Moreover, the dearth of information narrowed not their opportunities merely, but their interests likewise. Carnac and Stonehenge were no doubt a long way out of their way, but the dolmen of Bagneux was no more than three-quarters of a mile from Saumur, where many of them stayed for weeks, or even months. Yet not a single one, apparently, went to see it. As for the opportunities, not only was Pompeii still buried for them, but Rome itself was, as Montaigne says, not so much ruins as a sepulchre of ruins. When, again, some one says of Lyons that the houses are fine but the streets so ill-smelling and dirty that one cannot stop to admire them, it may remind us that much that was nominally visible was practically invisible; whether through being what was, to them, a considerable distance off their routes, like Brou or Laon, or, as with most cathedrals, through houses being built up against them. Similarly, the Roman amphitheatre at Nîmes is a case in point; houses having been erected inside it so freely that in 1682 five hundred men capable of bearing arms were supposed to be dwelling there.[161] And along with these conditions of living went ideas to correspond; the total effect being half-prohibitive of the occupations of the artist, the historian, and the archæologist, and this at a period when a larger proportion of the greatest buildings of Europe coexisted than at any other period. In fact, so far as the Loire châteaux are concerned, it is clear that the modern tourist sees far more of some of the finest Renascence work than did its contemporaries, who were restricted here to a visit to Chambord and a glimpse of the outsides of Blois and Amboise.
But after all deductions of this kind have been granted, they may well reply that their concern was not so much with that part of the present which we term the past, but with that which we term the future, their individual futures, in particular; and that their object was achieved; adding, moreover, that travel under these conditions was certainly superior to travel of the twentieth century, considered as a form of education in the wider sense of the word. For not only was it obligatory to share the life of the country and its language to an extent which is optional now, but a traveller was continually being thrown on his own resources and presence of mind in matters which concerned his self-respect, his health, and his safety, whereas now everything is merely a matter of cash.

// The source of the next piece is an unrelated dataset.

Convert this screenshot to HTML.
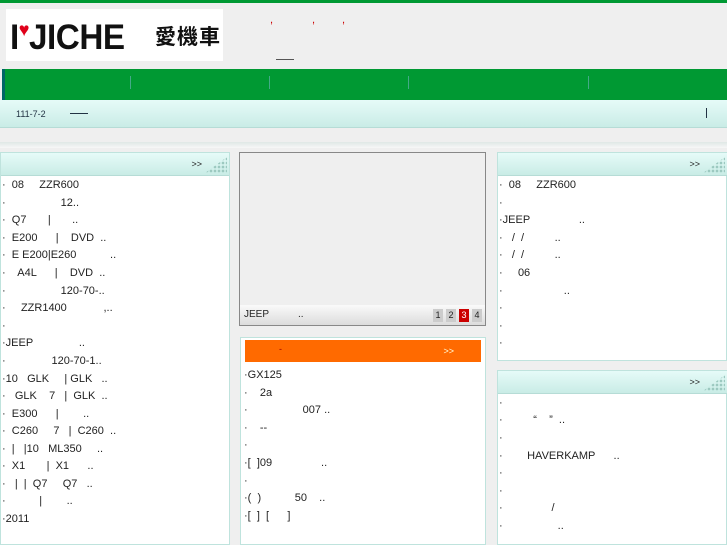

Turning to the benefit to us in day-by-day matters accruing from their experience abroad, so many instances have already shown themselves that the burden of proof falls on the other side; whether, that is, any contemporary effort worth making, any contemporary achievement to which we are indebted, has not been in some degree fashioned and vitalized by influences due to travel.[162] If one further instance, typical of much else, is to be chosen, it may be pointed out how almost everything that contributes to the material attractions of Dublin is due to those who, in exile on the Continent, saw the gain that lay in planning a city finely. Further still, their knowledge of languages, acquired at a time when vernaculars were coming into their own, resulted in an infusion into each vernacular of the additions it needed to assimilate to enable it to fulfil its potentialities for the purposes both of every-day life and of life at its best. It is curious and significant that the Pole who has just been quoted as an opponent of travel, Kochanowski, learnt the value and, one might even say, the possibility, of using the vernacular as a medium of literature from associating with members of the "Pléiade" in France.
Far above these and the rest; far outweighing, too, all imaginable drawbacks, was the value of the central idea, that of taking those who were to enjoy the widest opportunities of usefulness and influence, and bringing them, when their conscious receptivity was at its highest, into personal contact with the whole of that world in which, for which, and with which, their lives were to be spent. That was its value at that time. But it had a future as well as a present value, inasmuch as the results of the system were cumulative, more especially in so far as it served the purpose of bringing these younger men into touch with the best teachers and those older men of the finest achievements, to gain acquaintance with whom was always insisted on as an object second to none in importance. As Bacon said, these travellers were "Merchants of Light." They contributed a definite share towards strengthening and widening what is the only effective agency of real advance in civilisation, "that better world of men," of which the contemporary poet Daniel was reminded by the "Essays" of Montaigne.